The theater owners' general consensus was the same as the critical response: "Abbott and Costello save this one from flopping. Our patrons won't go for this kind of music." (Robert F. Nettle, Crandon, Wisconsin). Some exhibitors who enjoyed excellent business with Abbott and Costello's first starring film, Buck Privates, played One Night in the Tropics late (during the fall of 1941, almost a full year after its release) to cash in on the team's new popularity.

==Re-release==
The film was re-released by Realart Pictures in 1950 on a double bill with The Naughty Nineties and in 1954 alongside Little Giant.
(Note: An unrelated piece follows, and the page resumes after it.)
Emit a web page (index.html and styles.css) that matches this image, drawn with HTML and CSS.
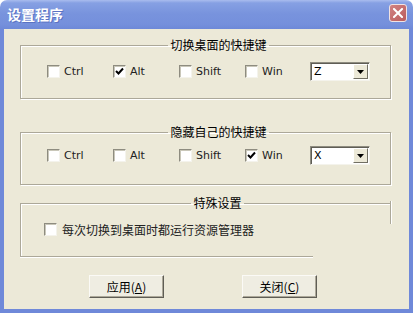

Realart removed 13 minutes of footage to make Abbott and Costello the focal point of the film. The 69-minute reissue was promoted as a full-fledged Abbott and Costello comedy and, because the film was originally released before they were stars, few of their fans had seen it. Universal restored the missing footage in the early 1990s for all subsequent home video releases of the film.

Filmink called it "a really fun movie albeit with a silly plot."

==Home media==
This film has been released on VHS and twice on DVD. The first DVD release was The Best of Abbott and Costello, Volume One on February 10, 2004, and again on October 28, 2008, as part of Abbott and Costello: The Complete Universal Pictures Collection.